There are many different ways to use portfolios in the classroom, and just as many different types of portfolios. You may use a portfolio as a collection of work by a student from the beginning of the teaching period to the end, in order to show growth of the student's writing ability. In a best-case scenario, the student will be able to look back at the earliest pieces and identify errors in usage and grammar that he/she was making and has now (after weeks, months of instruction and practice) learned to correct on his/her own with little or no direction from the teacher. Usually there are periodic reflections done--where the student asks him or herself questions such as: where am I now as a writer? How far have I come? What are my weaknesses and strengths as a writer? Where do I want to be as a writer in x-number of weeks/months? Progress is assessed by the number of errors or the frequency of errors which were made in the early writings as opposed to the student's ability to recognize and correct them in later writings. This portfolio should focus on the student's growth as a writer over time. This a working portfolio, and can be used for one year, or it can follow a student from grade to grade for several years.
You can also go with a process portfolio, which shows all facets or phases of a student's learning experience. This is a good choice if you need to show the overall learning process of a particular topic or unit. Items in the portfolio will show how students integrate specific knowledge or skills and the progress toward both basic and advanced mastery of the knowledge you, the teacher, want them to learn. You will probably include many journal entries from the students themselves about their learning process and how they are learning what they are expected to master--what has helped them, what hasn't, how do they know what they know, and what do they still need to learn? This portfolio focuses on the processes used by the student/teacher to ensure the student is learning the desired skills.
The showcase portfolio is best for summative evaluation of students' mastery of key curriculum outcomes. Unlike the working portfolio and the process portfolio which may include all a student's work, the showcase portfolio will have only a student's best pieces. These should be selected by both teacher and student choice. Only finished work is included. This portfolio may also include photos, videotapes, and electronic records of the student's work (flashdrive, webpages, recordable CD, etc.) This portfolio will also include written analysis and reflection by the student regarding the decision making process used to choose the works included in the portfolio.

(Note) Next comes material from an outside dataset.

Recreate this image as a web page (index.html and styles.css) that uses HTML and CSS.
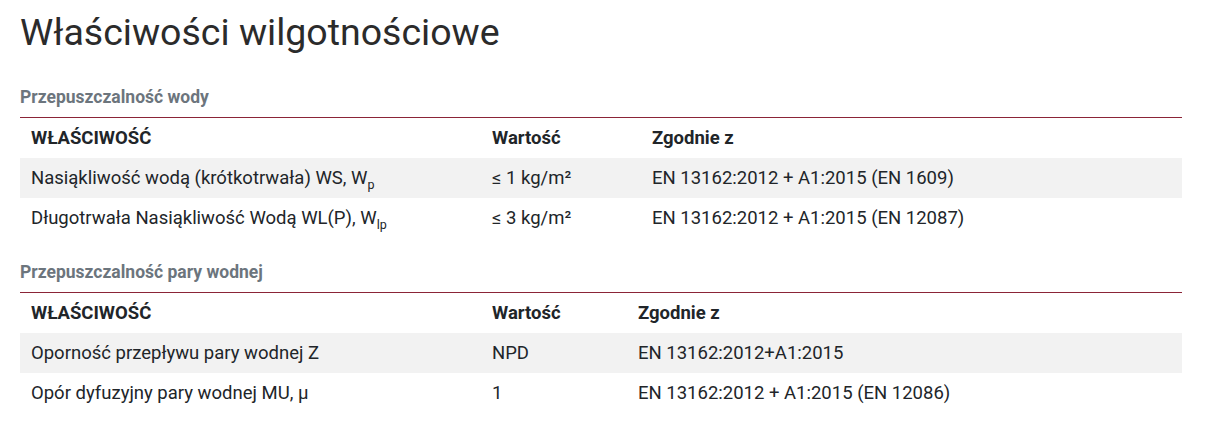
FILE: index.html
```html
<!DOCTYPE html>
<html lang="pl">
<head>
<meta charset="utf-8">
<link rel="stylesheet" href="styles.css">
</head>
<body>
<div class="page">
  <h1 class="title">Właściwości wilgotnościowe</h1>

  <section class="group">
    <h2 class="group-title">Przepuszczalność wody</h2>
    <table class="props props-a">
      <thead>
        <tr><th class="c1">WŁAŚCIWOŚĆ</th><th class="c2">Wartość</th><th class="c3">Zgodnie z</th></tr>
      </thead>
      <tbody>
        <tr><td>Nasiąkliwość wodą (krótkotrwała) WS, W<sub>p</sub></td><td>≤ 1 kg/m²</td><td>EN 13162:2012 + A1:2015 (EN 1609)</td></tr>
        <tr><td>Długotrwała Nasiąkliwość Wodą WL(P), W<sub>lp</sub></td><td>≤ 3 kg/m²</td><td>EN 13162:2012 + A1:2015 (EN 12087)</td></tr>
      </tbody>
    </table>
  </section>

  <section class="group">
    <h2 class="group-title">Przepuszczalność pary wodnej</h2>
    <table class="props props-b">
      <thead>
        <tr><th class="c1">WŁAŚCIWOŚĆ</th><th class="c2">Wartość</th><th class="c3">Zgodnie z</th></tr>
      </thead>
      <tbody>
        <tr><td>Oporność przepływu pary wodnej Z</td><td>NPD</td><td>EN 13162:2012+A1:2015</td></tr>
        <tr><td>Opór dyfuzyjny pary wodnej MU, μ</td><td>1</td><td>EN 13162:2012 + A1:2015 (EN 12086)</td></tr>
      </tbody>
    </table>
  </section>
</div>
</body>
</html>
```

FILE: styles.css
```css
html, body {
  margin: 0;
  padding: 0;
  background: #fff;
}
body {
  font-family: Roboto, "Liberation Sans", sans-serif;
  color: #212529;
}
.page {
  padding: 10px 36px 0 20px;
}
.title {
  font-size: 37.5px;
  font-weight: 400;
  color: #2b2b2b;
  margin: 0 0 33px 0;
  line-height: 44px;
}
.group-title {
  font-size: 17.5px;
  font-weight: 700;
  color: #6c757d;
  margin: 0;
  line-height: 20px;
  padding-bottom: 10px;
}
.props {
  width: 100%;
  border-collapse: collapse;
  border-top: 1px solid #8b2437;
  font-size: 18.5px;
  margin-bottom: 24px;
}
.props th, .props td {
  text-align: left;
  padding: 0 11px;
  height: 40px;
  vertical-align: middle;
}
.props th {
  font-weight: 700;
  color: #212529;
}
.props tbody tr:nth-child(odd) {
  background: #f2f2f2;
}
.props sub {
  font-size: 12.5px;
  line-height: 0;
}
.props-a .c1 { width: 439px; }
.props-a .c2 { width: 138px; }
.props-b .c1 { width: 439px; }
.props-b .c2 { width: 124px; }
```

There are many different types of portfolios, and each has a different purpose depending on what you, the teacher, hope to accomplish. Check out the links below for more information. Good Luck!
In response to Post #5, I would like to point to hassantauseef that though this is a very good question, he has put it up in the wrong place.
It is not a good practice to put up your question under a topic that does not relate to your question.
It would be best to put up this question as a discussion topic or a question in the business group.
Layout decisions are an important aspect of the design of production systems. Briefly describe product and process layout with examples. List some reasons for designing layouts.
A portfolio is an edited collection of work intended to showcase a creator's style or method of work. Typically, the work reflects a depth in one area of work.
A key component is the editing of the work. Regardless of the depth of a creator, the editing process allows for a clean, concise presentation to the intended audience.
The portfolio can be any number of assignments placed in a container for easy access. Grading will be more subjective on aesthetic qualities and subjective criteria.